I have been impressed with the involvement of all of the ministers in this round. What is perhaps, even more impressive is the involvement I have seen at the head of state and government level. I have met with more than 60 heads of state and government during my year in office and I would suggest that the commitment of these leaders to the global trading system is unprecedented. At each of these meetings, I have urged the leaders to push their ministers and their negotiators to carry out the commitments taken at the highest level. I can assure all of you that I will continue to press governments on this point for the remainder of this year and throughout 2004.
The decisions that will be taken here cover a wide range of issues. Ministers must decide whether or not to agree on the modalities, or framework, for negotiations in the so-called Singapore issues of investment, competition, transparency in government procurement and trade facilitation. Ministers are mandated to agree as well on a system for notification and registration of the geographical indications for wines and spirits.
Ministers are also to consider the recommendations that will be put forward by WTO bodies including General Council recommendations for action on issues involving small economies and from the Committee on Trade and Environment on future action on several issues, which could include the desirability of future negotiations in some areas.
Of course, the fact that we have missed some important deadlines means that the decision-making aspect of our work in Cancún will be more burdensome than was envisaged in Doha.

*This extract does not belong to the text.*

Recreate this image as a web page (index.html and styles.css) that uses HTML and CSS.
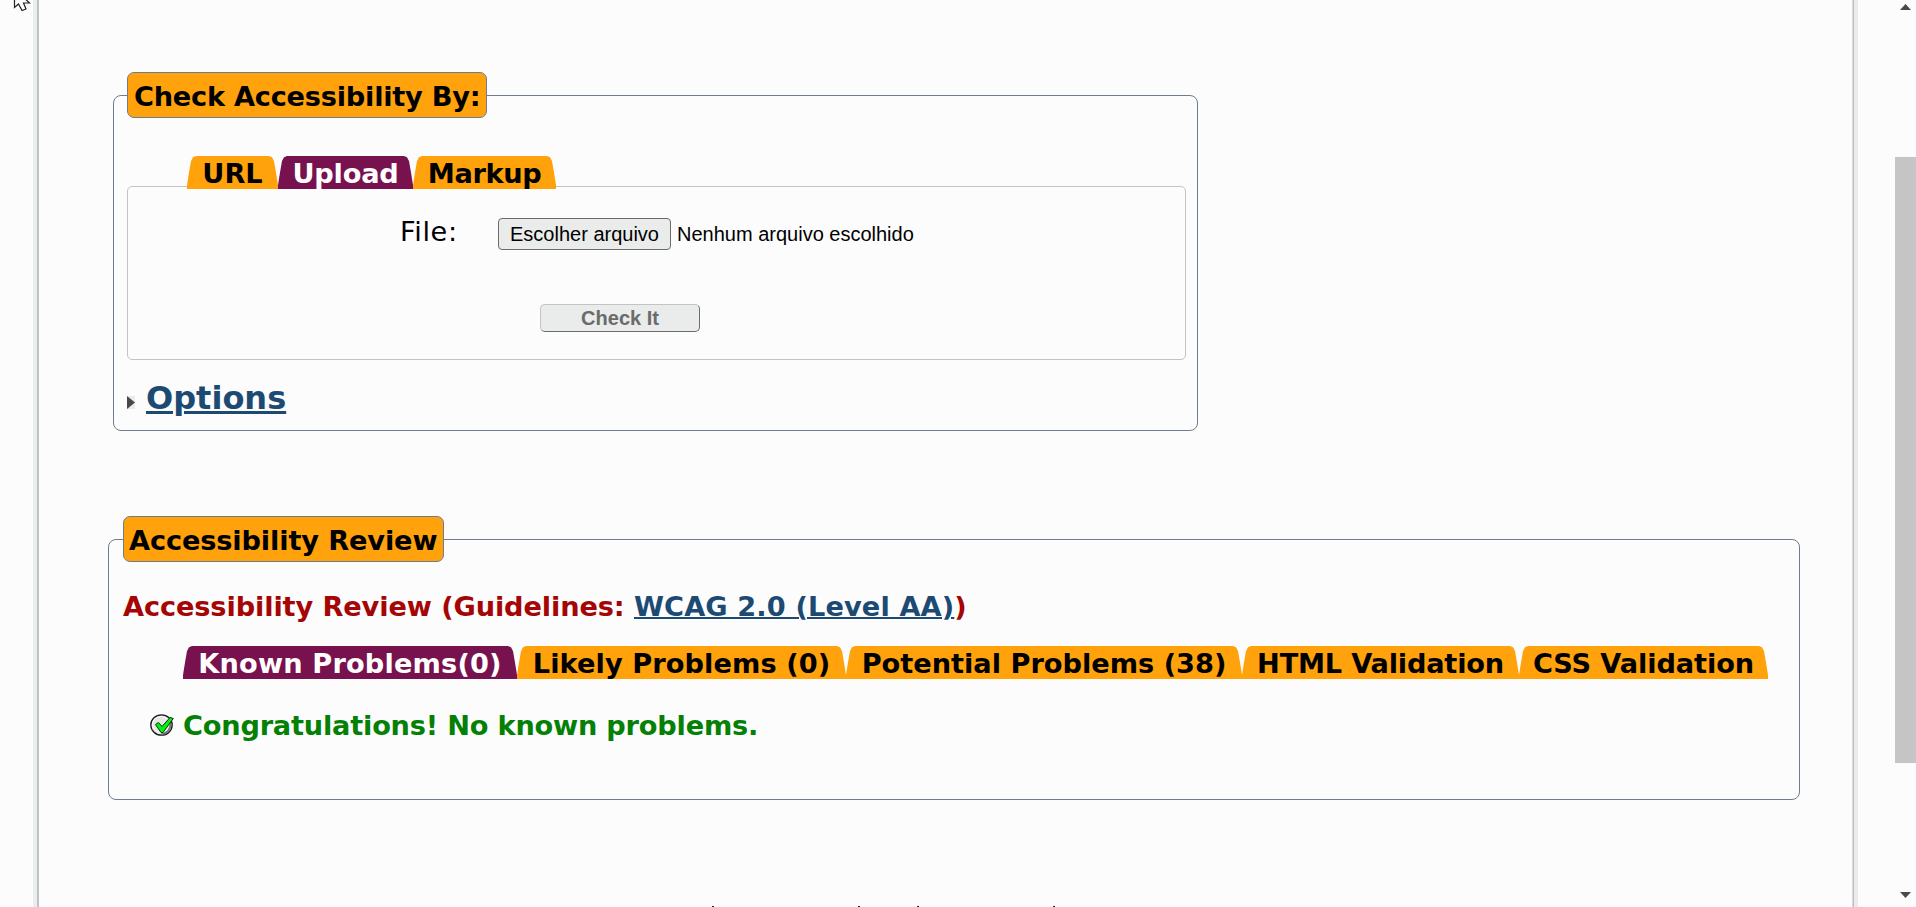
FILE: index.html
```html
<!DOCTYPE html>
<html lang="en">
<head>
<meta charset="utf-8">
<title>Accessibility Checker</title>
<link rel="stylesheet" href="styles.css">
</head>
<body>
<div class="window">
  <main class="page">
    <section class="box checker">
      <h2 class="legend legend-check"><span>Check Accessibility By:</span></h2>
      <nav class="tabs input-tabs">
        <a class="tab t-url">URL</a><a class="tab active t-upload">Upload</a><a class="tab t-markup">Markup</a>
      </nav>
      <div class="panel">
        <div class="file-row">
          <label class="file-label">File:</label>
          <button class="choose">Escolher arquivo</button>
          <span class="file-name">Nenhum arquivo escolhido</span>
        </div>
        <button class="submit">Check It</button>
      </div>
      <div class="options">
        <svg class="arrow" width="8" height="13" viewBox="0 0 8 13"><rect width="8" height="13" fill="#e9ecec"/><path d="M0 0 8 6.5 0 13z" fill="#484848"/></svg>
        <a class="link">Options</a>
      </div>
    </section>

    <section class="box review">
      <h2 class="legend legend-review"><span>Accessibility Review</span></h2>
      <h3 class="guideline">Accessibility Review (Guidelines: <a class="link">WCAG 2.0 (Level AA)</a>)</h3>
      <nav class="tabs result-tabs">
        <a class="tab active t-known">Known Problems(0)</a><a class="tab t-likely">Likely Problems (0)</a><a class="tab t-potential">Potential Problems (38)</a><a class="tab t-html">HTML Validation</a><a class="tab t-css">CSS Validation</a>
      </nav>
      <p class="congrats">
        <svg class="ok" width="24" height="22" viewBox="0 0 24 22"><ellipse cx="11.500" cy="11" rx="10.700" ry="10.200" fill="#dcdcdc" stroke="#1a1a1a" stroke-width="1.300"/><ellipse cx="11" cy="10.500" rx="8.500" ry="8" fill="#e6e6e6" stroke="#fff" stroke-width="1.200"/><path d="M20.500 9c0 6-3 10.500-9 11" fill="none" stroke="#777" stroke-width="2"/><path d="M5.500 10.500 8.500 8.500l3.500 4L20 3.500l3.300 1L13 18.500h-2z" fill="#00f50a" stroke="#0b300b" stroke-width="1"/></svg>
        <span>Congratulations! No known problems.</span>
      </p>
    </section>
    <footer class="next-line"><i></i><i></i><i></i><i></i></footer>
  </main>
  <aside class="scrollbar">
    <svg width="11" height="6" viewBox="0 0 11 6"><path d="M0 6 5.500 0 11 6z" fill="#4a4a4a"/></svg>
    <div class="thumb"></div>
    <svg width="11" height="6" viewBox="0 0 11 6"><path d="M0 0 5.500 6 11 0z" fill="#4a4a4a"/></svg>
  </aside>
</div>
<svg class="cursor" width="22" height="11" viewBox="0 0 22 11"><path d="M2.500-8V7.500L6.500 4l3.500 6.500 4-1.500L11.500 3H17.500L6-8" fill="#fff" stroke="#222" stroke-width="1.200"/></svg>
</body>
</html>
```
FILE: styles.css
```css
* { box-sizing: border-box; }
body {
  margin: 0;
  background: #fcfcfc;
  color: #000;
  font-family: "DejaVu Sans", Verdana, sans-serif;
  font-size: 27.2px;
  overflow: hidden;
}
.window { display: flex; height: 907px; }
.page {
  display: flex;
  flex-direction: column;
  align-items: flex-start;
  width: 1825px;
  margin-left: 33px;
  border-left: 4px solid #e9eded;
  border-right: 4px solid #ebebeb;
  box-shadow: inset 2px 0 #c2c2c2, inset -1px 0 #bebebe, inset -2px 0 #d9d9e2;
  padding: 72px 0 0 71px;
}
.box { border: 1px solid #6f7c8f; border-radius: 8px; }
.checker { width: 1085px; height: 336px; margin: 23px 0 0 5px; padding: 0 11px 0 13px; }
.review { width: 1692px; height: 261px; margin-top: 108px; padding: 0 14px; }

.legend {
  display: flex;
  align-items: center;
  height: 46px;
  margin: -24px 0 0;
  padding: 3px 0 0 6px;
  border: 1px solid #6f7c8f;
  border-radius: 7px;
  background: #ffa20c;
  font-size: 27.2px;
  font-weight: bold;
  white-space: nowrap;
}
.legend-check { width: 360px; letter-spacing: -.23px; }
.legend-review { width: 321px; padding-left: 5px; letter-spacing: -.13px; }

.tabs { display: flex; position: relative; font-weight: bold; }
.tab {
  height: 33px;
  line-height: 36px;
  text-align: center;
  white-space: nowrap;
  background: #ffa20c;
  clip-path: polygon(0 100%, 0 88%, 2px 50%, 4px 15%, 6px 4%, 9px 0, calc(100% - 9px) 0, calc(100% - 6px) 4%, calc(100% - 4px) 15%, calc(100% - 2px) 50%, 100% 88%, 100% 100%);
}
.active { background: #77124f; color: #fff; }
.input-tabs { margin: 38px 0 0 60px; }
.t-url { width: 91px; }
.t-upload { width: 135px; letter-spacing: -.2px; }
.t-markup { width: 143px; letter-spacing: -.35px; }

.panel {
  height: 174px;
  margin-top: -3px;
  padding: 31px 0 0 272px;
  border: 1px solid #c3c3c3;
  border-radius: 5px;
}
.file-row { display: flex; align-items: center; height: 32px; }
.file-label { width: 98px; line-height: 32px; padding-bottom: 5px; letter-spacing: .6px; }
button, .file-name { font-family: "Liberation Sans", Arial, sans-serif; font-size: 20px; white-space: nowrap; }
.choose {
  width: 173px;
  height: 32px;
  padding: 0;
  border: 1px solid #6b6b6b;
  border-radius: 4px;
  background: #e9ecea;
}
.file-name { margin-left: 6px; }
.submit {
  display: block;
  width: 160px;
  height: 28px;
  margin: 54px 0 0 140px;
  padding: 0;
  border: 1px solid;
  border-color: #c3c3c3 #6b6b6b #6b6b6b #c3c3c3;
  border-radius: 5px;
  background: #e9ecea;
  color: #6b6b6b;
  font-weight: bold;
}
.options { display: flex; align-items: center; height: 52px; margin-top: 12px; font-size: 32px; font-weight: bold; }
.arrow { margin: 8px 11px 0 0; }
.link { color: #1c4a73; text-decoration: underline; text-decoration-thickness: 2px; }
.options .link { text-decoration-thickness: 3px; }

.guideline { margin: 29px 0 0; height: 32px; line-height: 32px; font-size: 27.2px; letter-spacing: -.11px; color: #a50505; white-space: nowrap; }
.guideline .link { letter-spacing: .12px; }
.result-tabs { margin: 23px 0 0 60px; }
.t-known { width: 334px; letter-spacing: .16px; }
.t-likely { width: 329px; letter-spacing: .08px; }
.t-potential { width: 396px; }
.t-html { width: 277px; letter-spacing: -.2px; }
.t-css { width: 249px; letter-spacing: -.1px; }
.congrats { display: flex; align-items: center; margin: 30px 0 0 27px; height: 32px; color: #048004; font-weight: bold; letter-spacing: -.2px; white-space: nowrap; }
.congrats span { margin-left: 9px; }

/* Tops of the ascenders of the line below the fold */
.next-line { display: flex; margin: auto 0 0 604px; }
.next-line i { width: 2px; height: 1px; background: #222; margin-right: 144px; }
.next-line i:nth-child(2) { margin-right: 57px; }
.next-line i:nth-child(3) { margin-right: 134px; }

.scrollbar { display: flex; flex-direction: column; align-items: center; width: 21px; margin-left: 37px; padding: 4px 0; }
.thumb { width: 21px; height: 606px; margin: 147px 0 129px; background: #c5c5c5; }
.cursor { position: absolute; left: 12px; top: 0; }
```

Decisions will no doubt be required in the areas of agriculture, non-agricultural market access, implementation and special and differential treatment.
For me, the key issue will be agriculture because it is so important for so many of our members, developed and developing. Although governments have shown great leadership in setting aside their disappointment on the failure to agree modalities in agriculture and have continued to work hard in all aspects of our work, the linkage between agriculture and the other areas of our negotiations is clear to everyone. There can be no doubt that an ambitious result on agriculture modalities would set in train a powerful momentum across the board and significantly improve the chances of our finishing a successful round on schedule.

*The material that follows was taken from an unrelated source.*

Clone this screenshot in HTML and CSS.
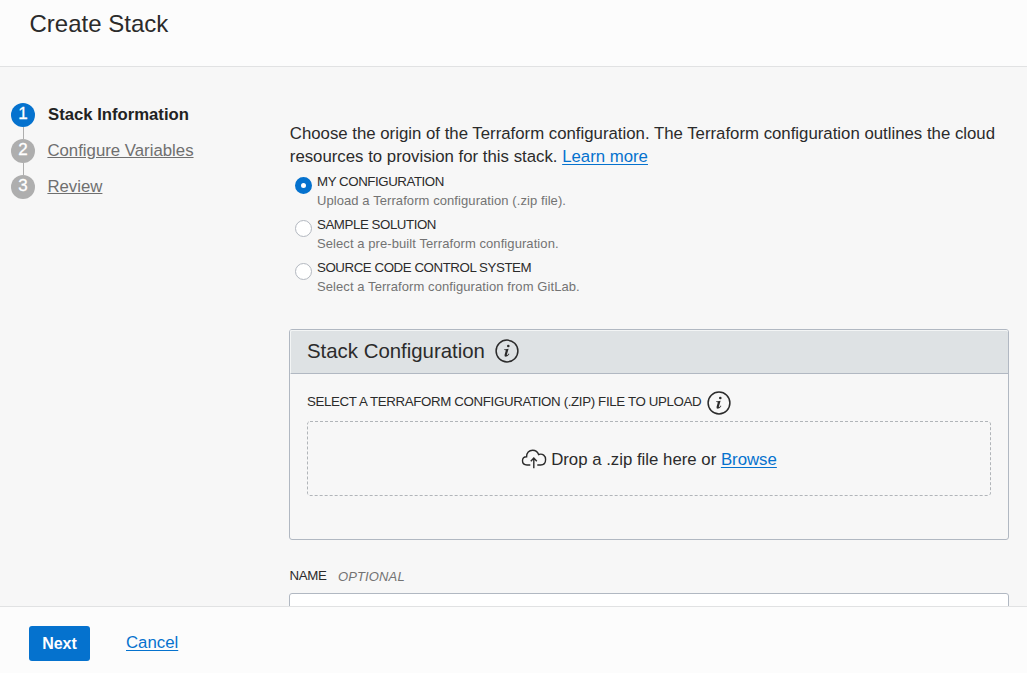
FILE: index.html
```html
<!DOCTYPE html>
<html lang="en">
<head>
<meta charset="utf-8">
<title>Create Stack</title>
<link rel="stylesheet" href="styles.css">
</head>
<body>
<div class="app">
  <header class="header"><h1 class="title">Create Stack</h1></header>
  <div class="body">
    <nav class="steps">
      <div class="step"><span class="num num-active">1</span><span class="step-current">Stack Information</span></div>
      <div class="line"></div>
      <div class="step"><span class="num">2</span><a class="step-link">Configure Variables</a></div>
      <div class="line"></div>
      <div class="step"><span class="num">3</span><a class="step-link">Review</a></div>
    </nav>
    <main class="main">
      <p class="intro">Choose the origin of the Terraform configuration. The Terraform configuration outlines the cloud<br>resources to provision for this stack. <a class="link">Learn more</a></p>
      <div class="options">
        <div class="option">
          <span class="radio radio-on"></span>
          <div><div class="opt-name">MY CONFIGURATION</div><div class="opt-desc">Upload a Terraform configuration (.zip file).</div></div>
        </div>
        <div class="option">
          <span class="radio"></span>
          <div><div class="opt-name">SAMPLE SOLUTION</div><div class="opt-desc">Select a pre-built Terraform configuration.</div></div>
        </div>
        <div class="option">
          <span class="radio"></span>
          <div><div class="opt-name">SOURCE CODE CONTROL SYSTEM</div><div class="opt-desc">Select a Terraform configuration from GitLab.</div></div>
        </div>
      </div>
      <section class="panel">
        <div class="panel-head">
          <h2 class="panel-title">Stack Configuration</h2>
          <svg class="info" viewBox="0 0 24 24"><circle cx="12" cy="12" r="10.9" fill="none" stroke="#2b2b2b" stroke-width="1.5"/><circle cx="13.3" cy="7" r="1.3" fill="#2b2b2b"/><path d="M9 10.4L13.6 9.7L11.9 15.5Q11.7 16.5 12.4 16.1Q13.2 15.5 13.8 14.6L14.4 15Q12.7 17.8 10.8 17.8Q9 17.7 9.6 15.7L10.8 11.6Q10.9 11 9 11.1Z" fill="#2b2b2b"/></svg>
        </div>
        <div class="panel-body">
          <div class="field-row">
            <span class="label upload-label">SELECT A TERRAFORM CONFIGURATION (.ZIP) FILE TO UPLOAD</span>
            <svg class="info info-field" viewBox="0 0 24 24"><circle cx="12" cy="12" r="10.9" fill="none" stroke="#2b2b2b" stroke-width="1.5"/><circle cx="13.3" cy="7" r="1.3" fill="#2b2b2b"/><path d="M9 10.4L13.6 9.7L11.9 15.5Q11.7 16.5 12.4 16.1Q13.2 15.5 13.8 14.6L14.4 15Q12.7 17.8 10.8 17.8Q9 17.7 9.6 15.7L10.8 11.6Q10.9 11 9 11.1Z" fill="#2b2b2b"/></svg>
          </div>
          <div class="drop">
            <svg class="dash" width="684" height="75" viewBox="0 0 684 75"><rect x=".5" y=".5" width="683" height="74" rx="2.5" fill="none" stroke="#b1b5b9" stroke-dasharray="3 2"/></svg>
            <svg class="cloud" viewBox="0 0 26 22" fill="none" stroke="#2b2b2b" stroke-width="1.4"><path d="M9.3 17H6C3.2 17 1.5 15.2 1.5 12.8C1.5 10.4 3.3 8.8 5.6 8.8C5.4 4.7 8.1 2.2 11.6 2.2C14.6 2.2 16.8 4 17.6 6.5C21.8 5.1 24.6 8 24.6 11.5C24.6 14.9 22.5 17 19.6 17H16.3M12.8 20.2V10M9.8 13.2L12.8 10.1L15.8 13.2"/></svg>
            <span class="drop-text">Drop a .zip file here or <a class="link">Browse</a></span>
          </div>
        </div>
      </section>
      <div class="name-row"><span class="label name-label">NAME</span><em class="optional">OPTIONAL</em></div>
      <div class="input"></div>
    </main>
  </div>
  <footer class="footer"><button class="next">Next</button><a class="link cancel">Cancel</a></footer>
</div>
</body>
</html>
```
FILE: styles.css
```css
* { box-sizing: border-box; }
body { margin: 0; font-family: "Liberation Sans", Arial, sans-serif; font-size: 16.8px; color: #2b2b2b; background: #f7f7f7; }
.app { height: 673px; display: flex; flex-direction: column; overflow: hidden; }
.header { height: 67px; flex: none; background: #fcfcfc; border-bottom: 1px solid #e1e2e3; padding: 10px 0 0 29.5px; }
.title { margin: 0; font-size: 24px; line-height: 28px; font-weight: 400; white-space: nowrap; }
.body { flex: 1; min-height: 0; display: flex; overflow: hidden; }
.steps { width: 289px; flex: none; padding: 36px 0 0 11px; }
.step { height: 24px; display: flex; align-items: center; white-space: nowrap; line-height: 20px; }
.num { width: 24px; height: 24px; border-radius: 50%; background: #aeaeae; color: #fff; text-align: center; line-height: 22px; font-size: 17px; margin-right: 12px; -webkit-text-stroke: .3px #fff; }
.num-active { background: #0572ce; }
.line { width: 1px; height: 12px; margin-left: 12px; background: #aeaeae; }
.step-current { font-size: 16.7px; font-weight: 700; margin-left: 1px; color: #222; }
.step-link { color: #6f6f6f; text-decoration: underline; text-underline-offset: 1px; margin-left: .4px; }
.main { width: 720px; flex: none; padding-top: 55px; }
.intro { margin: 0; padding-left: .8px; line-height: 23px; white-space: nowrap; }
.link { color: #0572ce; text-decoration: underline; text-decoration-thickness: 1px; text-underline-offset: 2px; }
.options { padding: 3px 0 0 6px; }
.option { display: flex; height: 43px; white-space: nowrap; }
.radio { width: 17px; height: 17px; border-radius: 50%; border: 1px solid #b3b8c0; background: #fff; margin: 6px 5px 0 0; flex: none; }
.radio-on { border: 6px solid #0572ce; }
.opt-name { font-size: 13.3px; line-height: 19px; padding-top: 1px; letter-spacing: -.44px; }
.opt-desc { font-size: 13px; line-height: 19px; color: #737373; letter-spacing: .08px; }
.panel { height: 211px; margin-top: 29px; border: 1px solid #b1b8c2; border-radius: 3px; }
.panel-head { height: 44px; background: #dee2e4; border: 1px solid #f3f5f5; border-right: 0; border-bottom: 1px solid #b1b8c2; border-radius: 2px 2px 0 0; padding: 0 0 2px 16px; display: flex; align-items: center; }
.panel-title { margin: 0; font-size: 20.4px; font-weight: 400; line-height: 24px; white-space: nowrap; }
.info { width: 24px; height: 24px; flex: none; margin-left: 10px; }
.panel-body { padding: 17px 17px 0; }
.field-row { height: 30px; display: flex; }
.label { font-size: 13.3px; line-height: 22px; white-space: nowrap; letter-spacing: -.35px; }
.info-field { margin-left: 6px; }
.drop { height: 75px; position: relative; display: flex; align-items: center; justify-content: center; white-space: nowrap; }
.dash { position: absolute; inset: 0; }
.cloud { width: 26px; height: 22px; margin-right: 4px; }
.drop-text { padding-top: 3px; }
.name-row { display: flex; height: 53px; padding-top: 25px; }
.name-label { padding-left: .5px; }
.optional { font-size: 13px; line-height: 24px; color: #737373; margin-left: 11.5px; letter-spacing: .12px; }
.input { height: 36px; background: #fff; border: 1px solid #b1b8c2; border-radius: 3px; }
.footer { height: 67px; flex: none; background: #fcfcfc; border-top: 1px solid #e1e2e3; display: flex; padding: 19px 0 0 29px; }
.next { width: 61px; height: 35px; border: 0; border-radius: 3px; padding: 0; background: #0572ce; color: #fff; font: 700 16px "Liberation Sans", Arial, sans-serif; }
.cancel { margin-left: 36px; line-height: 34px; }
```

Given the wide variety of opinion on all issues before the WTO, the term “successful” is a subjective one. But I think we could all agree that any successful result must incorporate two elements. The first element concerns development. The Doha round is the first global negotiation to place the issues of developing countries at its very core.
The second element concerns the level of ambition. Governments set a high level of ambition for themselves in Doha and they did so because of their concerns about the economy and the problems facing developing countries in their efforts to alleviate poverty.
Today, these problems are not only still with us and action by
governments is essential. This is why we need to give more
opportunities for economic growth and development. One way to
address all of these concerns, is through the successful conclusion
of the Doha negotiations. A good outcome here in Cancún will make
that important objective more attainable.